While the playoffs have been going on, the Jays quietly signed switch-pitcher Pat Venditte, who should prove interesting to watch assuming he makes the team next season.  The long and the short of it is that a bullpen with the caliber approaching that shown by Kansas City will make the difference between the team the Jays are right now and a team that can utterly dominate the league next year.  (Of course, this is all me doing my Monday-morning quarterbacking routine – pardon the mixed sports metaphor – and one would assume that Anthopoulos and incoming President Mark Shapiro are well aware of where their team’s weaknesses lie.  Hopefully Rogers gives them the money they need to make the moves they have to.)

What’s left for us fans then, as our boys in blue once again look down the barrel of elimination?  Pennington provided a lonely moment of joy for the dejected Jays in the dugout and the fans who bothered to stick around to the end by nailing his first fastball for a 91-mph called strike.  Estrada, who goes back to the mound today against Edinson Volquez (the notorious Donaldson-beaner who blanked the Blue Jays in Game 1), was uneven in his first outing but has the capacity to be dominant when he’s on – witness his salvation of the Blue Jays in ALDS Game 3.  He’ll need to be.  And Jose Bautista needs to Hulk out and start blasting some balls into the stratosphere.  The conspiracy theorist in me wonders if the Royals might be tempted to lay off a bit today and let the Jays force a Game 6 so they can win the series at Kauffman Stadium in front of their own fans.  But as anyone who follows the sport can tell you, the baseball gods are often fickle, and as good as Kansas City has been thus far, there is every possibility that they might just go completely off the rails now (recall that the Houston Astros almost eliminated them just a week or so ago), and give the Blue Jays the chance – with Price and Stroman slated for Games 6 and 7, if they happen – to come back from the brink, just as the Royals themselves did in 1985 against this very same team.  It’s baseball; anything can happen.

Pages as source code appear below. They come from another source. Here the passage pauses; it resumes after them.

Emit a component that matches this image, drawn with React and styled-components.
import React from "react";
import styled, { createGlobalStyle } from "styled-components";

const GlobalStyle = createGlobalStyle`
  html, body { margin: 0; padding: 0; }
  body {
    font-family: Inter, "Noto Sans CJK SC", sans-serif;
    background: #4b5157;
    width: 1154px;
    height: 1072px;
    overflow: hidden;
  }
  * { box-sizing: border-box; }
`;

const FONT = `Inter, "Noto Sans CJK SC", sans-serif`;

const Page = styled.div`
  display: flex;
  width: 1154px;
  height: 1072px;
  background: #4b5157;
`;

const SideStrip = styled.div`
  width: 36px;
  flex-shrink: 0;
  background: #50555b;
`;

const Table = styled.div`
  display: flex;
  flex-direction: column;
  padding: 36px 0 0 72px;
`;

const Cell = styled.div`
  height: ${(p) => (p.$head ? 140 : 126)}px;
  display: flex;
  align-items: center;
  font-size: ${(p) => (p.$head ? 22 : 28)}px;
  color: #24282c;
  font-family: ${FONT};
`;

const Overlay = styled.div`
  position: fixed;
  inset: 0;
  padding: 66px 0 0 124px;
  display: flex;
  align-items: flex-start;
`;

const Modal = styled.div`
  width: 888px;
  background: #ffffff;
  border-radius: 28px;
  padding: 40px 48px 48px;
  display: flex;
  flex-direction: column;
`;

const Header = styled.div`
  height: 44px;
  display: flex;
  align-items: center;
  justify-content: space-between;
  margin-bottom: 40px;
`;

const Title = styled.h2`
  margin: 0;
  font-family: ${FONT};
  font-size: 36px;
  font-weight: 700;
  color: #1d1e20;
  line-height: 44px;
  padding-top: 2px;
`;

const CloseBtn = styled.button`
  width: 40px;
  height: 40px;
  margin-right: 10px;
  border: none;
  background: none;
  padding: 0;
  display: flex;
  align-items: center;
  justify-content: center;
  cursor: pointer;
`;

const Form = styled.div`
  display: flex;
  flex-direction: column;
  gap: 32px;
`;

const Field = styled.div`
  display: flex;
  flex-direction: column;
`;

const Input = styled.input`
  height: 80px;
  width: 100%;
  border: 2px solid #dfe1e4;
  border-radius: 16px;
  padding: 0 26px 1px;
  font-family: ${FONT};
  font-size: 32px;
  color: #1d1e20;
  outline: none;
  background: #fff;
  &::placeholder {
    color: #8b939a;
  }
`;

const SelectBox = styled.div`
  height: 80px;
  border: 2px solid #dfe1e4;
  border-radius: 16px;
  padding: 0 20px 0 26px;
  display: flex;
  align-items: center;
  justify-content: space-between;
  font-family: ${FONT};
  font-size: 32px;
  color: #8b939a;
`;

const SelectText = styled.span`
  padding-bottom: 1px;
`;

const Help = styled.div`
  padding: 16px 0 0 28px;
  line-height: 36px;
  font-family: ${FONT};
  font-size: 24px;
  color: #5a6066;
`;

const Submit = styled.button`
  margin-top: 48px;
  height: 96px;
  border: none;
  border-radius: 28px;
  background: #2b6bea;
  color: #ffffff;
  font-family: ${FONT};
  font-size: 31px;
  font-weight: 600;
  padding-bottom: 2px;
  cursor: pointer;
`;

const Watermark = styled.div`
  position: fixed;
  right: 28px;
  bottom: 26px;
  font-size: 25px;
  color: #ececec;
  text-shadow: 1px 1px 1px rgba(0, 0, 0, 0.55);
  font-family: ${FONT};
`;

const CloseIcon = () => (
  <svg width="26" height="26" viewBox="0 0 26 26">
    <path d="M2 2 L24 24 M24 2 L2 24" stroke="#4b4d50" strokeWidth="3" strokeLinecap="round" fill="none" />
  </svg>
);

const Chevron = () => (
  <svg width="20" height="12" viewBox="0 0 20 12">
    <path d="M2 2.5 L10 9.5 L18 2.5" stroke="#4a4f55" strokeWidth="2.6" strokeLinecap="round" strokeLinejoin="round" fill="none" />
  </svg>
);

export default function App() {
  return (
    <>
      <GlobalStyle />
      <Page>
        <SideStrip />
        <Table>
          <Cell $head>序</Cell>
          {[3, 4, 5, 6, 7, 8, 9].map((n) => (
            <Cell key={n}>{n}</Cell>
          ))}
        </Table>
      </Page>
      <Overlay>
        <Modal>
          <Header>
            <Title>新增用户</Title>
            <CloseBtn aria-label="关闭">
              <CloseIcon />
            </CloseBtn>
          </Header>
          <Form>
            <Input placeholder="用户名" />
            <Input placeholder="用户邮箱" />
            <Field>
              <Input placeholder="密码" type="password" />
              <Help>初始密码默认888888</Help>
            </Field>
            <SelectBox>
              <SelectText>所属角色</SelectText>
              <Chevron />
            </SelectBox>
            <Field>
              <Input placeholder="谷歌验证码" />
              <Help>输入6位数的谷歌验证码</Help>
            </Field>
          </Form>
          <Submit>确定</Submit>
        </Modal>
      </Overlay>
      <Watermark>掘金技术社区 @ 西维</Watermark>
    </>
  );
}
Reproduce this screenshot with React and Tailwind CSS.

If this is it, well, the Toronto Blue Jays have nothing to be ashamed of.  Eventually every wave comes up against rocks upon which it breaks, and the Blue Jays in 2015 went from a middling, undervalued team playing to barely 20,000 fans a game to undisputed, stadium-packing champions of the toughest division in baseball for the first time in 22 years, with every indication that they will continue to be contenders for years to come.  Even if they fall short this time.  Remember too that the Jays lost the ALCS in 1991 before roaring back to win their twin World Series titles in the following two years.  There is every reason to hope that they can and will do it again.  I’m not giving up on them yet.  You?